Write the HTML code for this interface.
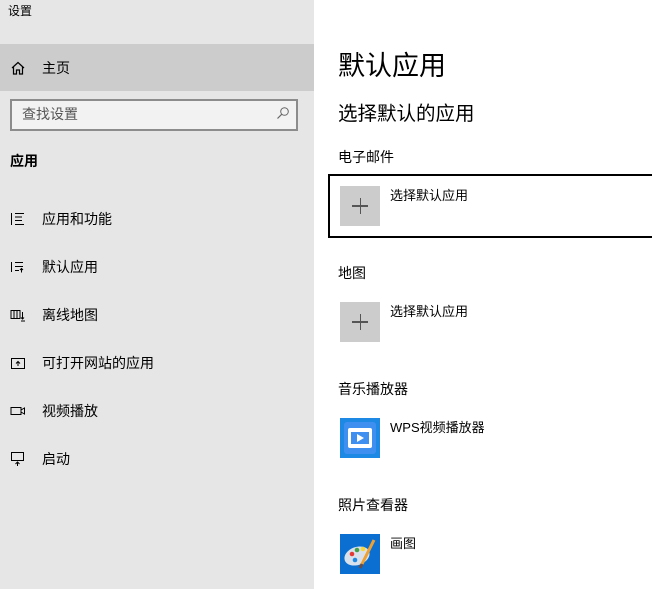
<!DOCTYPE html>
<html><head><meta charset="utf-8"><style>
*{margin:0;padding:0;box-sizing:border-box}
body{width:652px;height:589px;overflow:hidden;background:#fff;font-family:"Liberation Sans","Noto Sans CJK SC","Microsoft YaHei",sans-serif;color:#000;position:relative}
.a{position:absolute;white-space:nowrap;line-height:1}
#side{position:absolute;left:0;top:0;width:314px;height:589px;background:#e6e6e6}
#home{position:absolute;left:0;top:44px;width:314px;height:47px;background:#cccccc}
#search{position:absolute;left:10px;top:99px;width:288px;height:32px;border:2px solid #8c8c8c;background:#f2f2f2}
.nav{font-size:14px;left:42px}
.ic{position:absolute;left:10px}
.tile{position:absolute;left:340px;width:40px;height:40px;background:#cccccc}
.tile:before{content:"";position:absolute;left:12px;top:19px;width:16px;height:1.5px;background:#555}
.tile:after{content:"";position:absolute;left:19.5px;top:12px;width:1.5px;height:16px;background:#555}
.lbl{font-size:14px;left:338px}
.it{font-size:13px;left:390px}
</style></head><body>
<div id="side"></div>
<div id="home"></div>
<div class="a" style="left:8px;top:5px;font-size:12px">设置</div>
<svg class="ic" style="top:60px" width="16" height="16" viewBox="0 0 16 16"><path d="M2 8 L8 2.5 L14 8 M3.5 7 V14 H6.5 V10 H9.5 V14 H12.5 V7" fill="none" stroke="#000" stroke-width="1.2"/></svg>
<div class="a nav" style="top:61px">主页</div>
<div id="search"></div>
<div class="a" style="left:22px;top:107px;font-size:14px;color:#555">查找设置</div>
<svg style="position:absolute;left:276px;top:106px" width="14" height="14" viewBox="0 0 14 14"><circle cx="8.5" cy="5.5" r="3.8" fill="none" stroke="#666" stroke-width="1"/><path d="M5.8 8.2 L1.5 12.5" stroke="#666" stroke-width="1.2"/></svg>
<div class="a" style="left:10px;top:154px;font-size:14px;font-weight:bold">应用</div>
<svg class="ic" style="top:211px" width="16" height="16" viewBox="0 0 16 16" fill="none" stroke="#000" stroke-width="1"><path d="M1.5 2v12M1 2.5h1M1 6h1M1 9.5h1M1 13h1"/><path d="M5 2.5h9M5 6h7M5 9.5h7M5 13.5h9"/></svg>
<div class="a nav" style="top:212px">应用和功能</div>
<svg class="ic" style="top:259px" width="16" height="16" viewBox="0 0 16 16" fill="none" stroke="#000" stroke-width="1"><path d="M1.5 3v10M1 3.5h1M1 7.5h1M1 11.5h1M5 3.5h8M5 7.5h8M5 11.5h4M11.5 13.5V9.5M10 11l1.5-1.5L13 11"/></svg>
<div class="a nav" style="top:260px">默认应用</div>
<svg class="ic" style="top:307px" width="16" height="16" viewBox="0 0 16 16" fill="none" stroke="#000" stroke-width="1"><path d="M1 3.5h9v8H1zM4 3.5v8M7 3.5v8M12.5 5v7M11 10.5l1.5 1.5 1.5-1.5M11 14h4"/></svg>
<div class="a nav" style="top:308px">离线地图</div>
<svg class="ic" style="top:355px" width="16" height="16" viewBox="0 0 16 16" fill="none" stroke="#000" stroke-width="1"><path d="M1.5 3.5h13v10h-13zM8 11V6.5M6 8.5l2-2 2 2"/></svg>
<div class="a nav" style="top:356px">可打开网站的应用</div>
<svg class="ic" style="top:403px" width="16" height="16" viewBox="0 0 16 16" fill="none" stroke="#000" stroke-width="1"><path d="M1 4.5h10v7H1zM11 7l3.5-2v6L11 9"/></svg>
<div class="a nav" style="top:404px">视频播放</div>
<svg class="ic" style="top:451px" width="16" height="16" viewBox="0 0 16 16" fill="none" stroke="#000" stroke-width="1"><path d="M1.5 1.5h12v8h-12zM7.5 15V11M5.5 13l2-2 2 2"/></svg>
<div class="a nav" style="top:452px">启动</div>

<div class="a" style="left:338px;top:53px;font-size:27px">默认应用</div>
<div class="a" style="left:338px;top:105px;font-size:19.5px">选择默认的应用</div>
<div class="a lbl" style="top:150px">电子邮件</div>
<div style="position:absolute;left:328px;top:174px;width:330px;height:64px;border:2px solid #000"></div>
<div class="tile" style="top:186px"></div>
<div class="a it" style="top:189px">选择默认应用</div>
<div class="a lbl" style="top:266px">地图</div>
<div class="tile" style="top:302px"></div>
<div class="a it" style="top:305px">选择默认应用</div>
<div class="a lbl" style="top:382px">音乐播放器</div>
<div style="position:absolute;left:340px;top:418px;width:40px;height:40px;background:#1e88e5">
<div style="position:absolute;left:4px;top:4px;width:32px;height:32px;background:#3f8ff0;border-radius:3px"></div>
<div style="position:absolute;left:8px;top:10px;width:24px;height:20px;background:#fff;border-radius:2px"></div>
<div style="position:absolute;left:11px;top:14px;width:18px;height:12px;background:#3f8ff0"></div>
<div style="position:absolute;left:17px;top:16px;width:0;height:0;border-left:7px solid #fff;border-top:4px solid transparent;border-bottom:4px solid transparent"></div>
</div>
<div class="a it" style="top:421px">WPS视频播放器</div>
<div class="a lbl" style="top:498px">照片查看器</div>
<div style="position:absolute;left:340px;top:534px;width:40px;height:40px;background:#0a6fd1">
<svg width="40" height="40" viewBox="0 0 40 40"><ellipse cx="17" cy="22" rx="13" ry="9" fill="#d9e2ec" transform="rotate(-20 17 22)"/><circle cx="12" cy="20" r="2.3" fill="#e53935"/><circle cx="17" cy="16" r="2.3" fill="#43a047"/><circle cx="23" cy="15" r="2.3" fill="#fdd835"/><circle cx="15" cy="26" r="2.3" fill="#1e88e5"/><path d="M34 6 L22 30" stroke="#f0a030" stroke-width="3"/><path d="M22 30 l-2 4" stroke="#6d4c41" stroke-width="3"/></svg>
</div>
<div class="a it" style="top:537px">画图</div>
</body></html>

▸ Short exercise: Transcribe the listing in full. Omit the pictures and keep every line exact.

▸ Finished task:
Write the HTML code for this interface.
<!DOCTYPE html>
<html><head><meta charset="utf-8"><style>
*{margin:0;padding:0;box-sizing:border-box}
body{width:652px;height:589px;overflow:hidden;background:#fff;font-family:"Liberation Sans","Noto Sans CJK SC","Microsoft YaHei",sans-serif;color:#000;position:relative}
.a{position:absolute;white-space:nowrap;line-height:1}
#side{position:absolute;left:0;top:0;width:314px;height:589px;background:#e6e6e6}
#home{position:absolute;left:0;top:44px;width:314px;height:47px;background:#cccccc}
#search{position:absolute;left:10px;top:99px;width:288px;height:32px;border:2px solid #8c8c8c;background:#f2f2f2}
.nav{font-size:14px;left:42px}
.ic{position:absolute;left:10px}
.tile{position:absolute;left:340px;width:40px;height:40px;background:#cccccc}
.tile:before{content:"";position:absolute;left:12px;top:19px;width:16px;height:1.5px;background:#555}
.tile:after{content:"";position:absolute;left:19.5px;top:12px;width:1.5px;height:16px;background:#555}
.lbl{font-size:14px;left:338px}
.it{font-size:13px;left:390px}
</style></head><body>
<div id="side"></div>
<div id="home"></div>
<div class="a" style="left:8px;top:5px;font-size:12px">设置</div>
<svg class="ic" style="top:60px" width="16" height="16" viewBox="0 0 16 16"><path d="M2 8 L8 2.5 L14 8 M3.5 7 V14 H6.5 V10 H9.5 V14 H12.5 V7" fill="none" stroke="#000" stroke-width="1.2"/></svg>
<div class="a nav" style="top:61px">主页</div>
<div id="search"></div>
<div class="a" style="left:22px;top:107px;font-size:14px;color:#555">查找设置</div>
<svg style="position:absolute;left:276px;top:106px" width="14" height="14" viewBox="0 0 14 14"><circle cx="8.5" cy="5.5" r="3.8" fill="none" stroke="#666" stroke-width="1"/><path d="M5.8 8.2 L1.5 12.5" stroke="#666" stroke-width="1.2"/></svg>
<div class="a" style="left:10px;top:154px;font-size:14px;font-weight:bold">应用</div>
<svg class="ic" style="top:211px" width="16" height="16" viewBox="0 0 16 16" fill="none" stroke="#000" stroke-width="1"><path d="M1.5 2v12M1 2.5h1M1 6h1M1 9.5h1M1 13h1"/><path d="M5 2.5h9M5 6h7M5 9.5h7M5 13.5h9"/></svg>
<div class="a nav" style="top:212px">应用和功能</div>
<svg class="ic" style="top:259px" width="16" height="16" viewBox="0 0 16 16" fill="none" stroke="#000" stroke-width="1"><path d="M1.5 3v10M1 3.5h1M1 7.5h1M1 11.5h1M5 3.5h8M5 7.5h8M5 11.5h4M11.5 13.5V9.5M10 11l1.5-1.5L13 11"/></svg>
<div class="a nav" style="top:260px">默认应用</div>
<svg class="ic" style="top:307px" width="16" height="16" viewBox="0 0 16 16" fill="none" stroke="#000" stroke-width="1"><path d="M1 3.5h9v8H1zM4 3.5v8M7 3.5v8M12.5 5v7M11 10.5l1.5 1.5 1.5-1.5M11 14h4"/></svg>
<div class="a nav" style="top:308px">离线地图</div>
<svg class="ic" style="top:355px" width="16" height="16" viewBox="0 0 16 16" fill="none" stroke="#000" stroke-width="1"><path d="M1.5 3.5h13v10h-13zM8 11V6.5M6 8.5l2-2 2 2"/></svg>
<div class="a nav" style="top:356px">可打开网站的应用</div>
<svg class="ic" style="top:403px" width="16" height="16" viewBox="0 0 16 16" fill="none" stroke="#000" stroke-width="1"><path d="M1 4.5h10v7H1zM11 7l3.5-2v6L11 9"/></svg>
<div class="a nav" style="top:404px">视频播放</div>
<svg class="ic" style="top:451px" width="16" height="16" viewBox="0 0 16 16" fill="none" stroke="#000" stroke-width="1"><path d="M1.5 1.5h12v8h-12zM7.5 15V11M5.5 13l2-2 2 2"/></svg>
<div class="a nav" style="top:452px">启动</div>

<div class="a" style="left:338px;top:53px;font-size:27px">默认应用</div>
<div class="a" style="left:338px;top:105px;font-size:19.5px">选择默认的应用</div>
<div class="a lbl" style="top:150px">电子邮件</div>
<div style="position:absolute;left:328px;top:174px;width:330px;height:64px;border:2px solid #000"></div>
<div class="tile" style="top:186px"></div>
<div class="a it" style="top:189px">选择默认应用</div>
<div class="a lbl" style="top:266px">地图</div>
<div class="tile" style="top:302px"></div>
<div class="a it" style="top:305px">选择默认应用</div>
<div class="a lbl" style="top:382px">音乐播放器</div>
<div style="position:absolute;left:340px;top:418px;width:40px;height:40px;background:#1e88e5">
<div style="position:absolute;left:4px;top:4px;width:32px;height:32px;background:#3f8ff0;border-radius:3px"></div>
<div style="position:absolute;left:8px;top:10px;width:24px;height:20px;background:#fff;border-radius:2px"></div>
<div style="position:absolute;left:11px;top:14px;width:18px;height:12px;background:#3f8ff0"></div>
<div style="position:absolute;left:17px;top:16px;width:0;height:0;border-left:7px solid #fff;border-top:4px solid transparent;border-bottom:4px solid transparent"></div>
</div>
<div class="a it" style="top:421px">WPS视频播放器</div>
<div class="a lbl" style="top:498px">照片查看器</div>
<div style="position:absolute;left:340px;top:534px;width:40px;height:40px;background:#0a6fd1">
<svg width="40" height="40" viewBox="0 0 40 40"><ellipse cx="17" cy="22" rx="13" ry="9" fill="#d9e2ec" transform="rotate(-20 17 22)"/><circle cx="12" cy="20" r="2.3" fill="#e53935"/><circle cx="17" cy="16" r="2.3" fill="#43a047"/><circle cx="23" cy="15" r="2.3" fill="#fdd835"/><circle cx="15" cy="26" r="2.3" fill="#1e88e5"/><path d="M34 6 L22 30" stroke="#f0a030" stroke-width="3"/><path d="M22 30 l-2 4" stroke="#6d4c41" stroke-width="3"/></svg>
</div>
<div class="a it" style="top:537px">画图</div>
</body></html>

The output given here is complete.